The title of this very short blog is clickable, so...you know...click it to see what I'm talking about.
I watched a piece that ABC's Nightline program did about Jamie Oliver's Food Revolution. It was obviously about his show, but they did that thing where they just put the set and his show in the background without mentioning it as a sort of subliminal advert for the other ABC show. They show a clip where Oliver is in some lady's kitchen and has conjured up all the things she says she feeds her family during the week and piles all these things on a smallish kitchen table.
She was shamed by this(of course) to the point of tears and he then tells her that this food was endangering her family and shedding years off of their life. Nightline later shows a clip of lunch ladies being interrogated over food ingredients. Oliver again asks a shaming question of whether they know all the ingredients in the food item he was looking at. They didn't.
He was pointing out the 'chemicals' in the foods and was made that these chemicals were being fed to school children. It's 'chemicals' and deadly additives to Oliver and food activists like him, but to a food scientist, it all makes perfect sense. In some cases, the ingredients are very familiar(vinegar, baking powder, vitamin c) but regulations require the food companies to use the scientific names so you see things like ascorbic acid, boric acid, and acidic acid(not sure why I listed all acids). In other cases, the additive serves an important function in relation to shelf life, flavor, color, or it may even be a trace ingredient in another ingredient. For instance, you may see anti-caking agents mixed in with some flour/salt so they flow in the hopper at the plant.
Anything currently proven to be a danger is not in use. Anything GRAS (generally recognized as safe) is at the very least, only used in quantities that have no ill affects. For instance, an additive may be toxic once an ounce per pound of bodyweight is ingested, but the formulation might never have more than a hundreth of an ounce per serving, meaning that you would need to ingest 100 servings per pound of bodyweight. So if you weighed 100 pounds, you would need to ingest 1000 servings.
A major problem that food hysterics like Oliver have is that while educated in cooking, they are uneducated about food. Their ignorance of food science and things like how toxicity levels are determined give them a zero tolerance view on additives without scientific support for it. The science they do mention always fails to account for the volume of a particular additive it would take to make someone sick.
He makes a remarkable statement that underscores this theme of willful ignorance. I'm paraphrasing, but he says that if you don't understand something in the ingredient list, don't buy that food.
Let's apply this logic to other things in life, shall we?
Unless you've built computers from scratch and know all the components - don't buy a computer. If you don't understand the mechanics of the internal combustion engine and other major systems of a car - don't buy one. You can apply this leap in logic to bug spray, medicine, medical devices, video games, the shoes on your feet, or the paint on your walls.
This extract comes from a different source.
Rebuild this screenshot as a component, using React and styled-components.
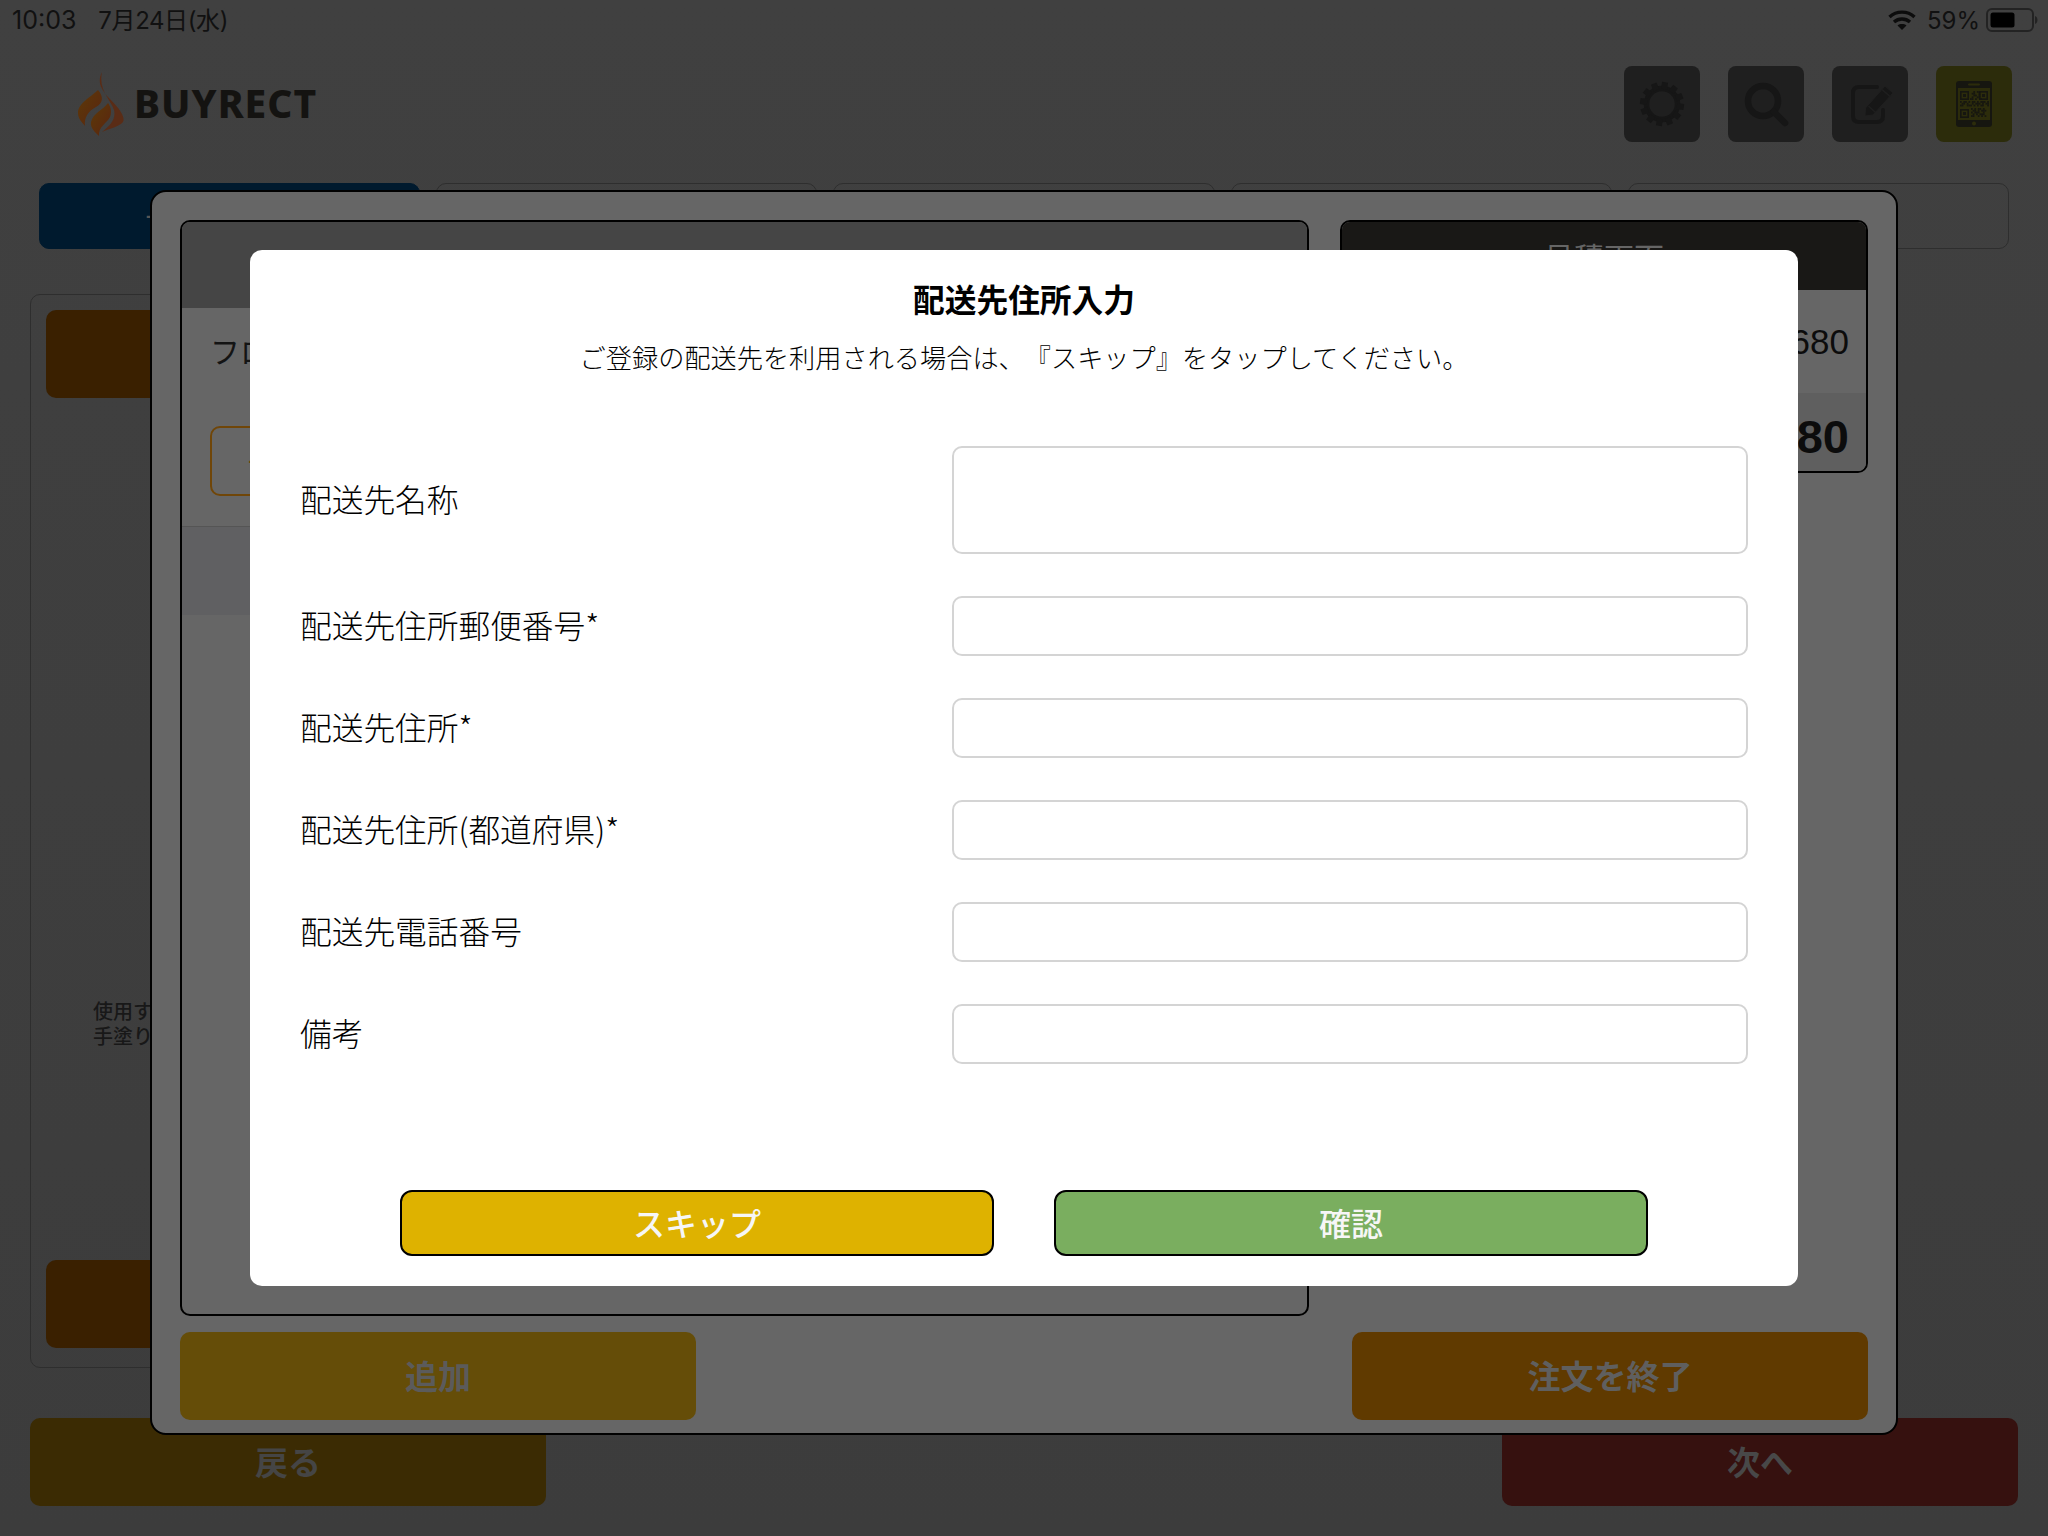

The lady from the beginning of the story was interviewed and said that thanks to Jaimie's intervening, she has lost 40 lbs. For her and her kids, she cut out chips, snacks, and pop. The problem is that she was told those things made her fat, and not that it was the excess calories. Sure if you stop eating 10% of the foods you normally eat, it stands to reason that you'll lose 10% of the weight.
No real education about food and nutrition, just misinformation and scaremongering. It's awesome that Jamie Oliver teaches people how to use ingredients and plan out and make a meal. This can save people money and they can lose weight if they reduce their caloric intake. Also, Nightline offered no interviews with food scientists or food science academics to counter what he said. Once again, America gets half the story.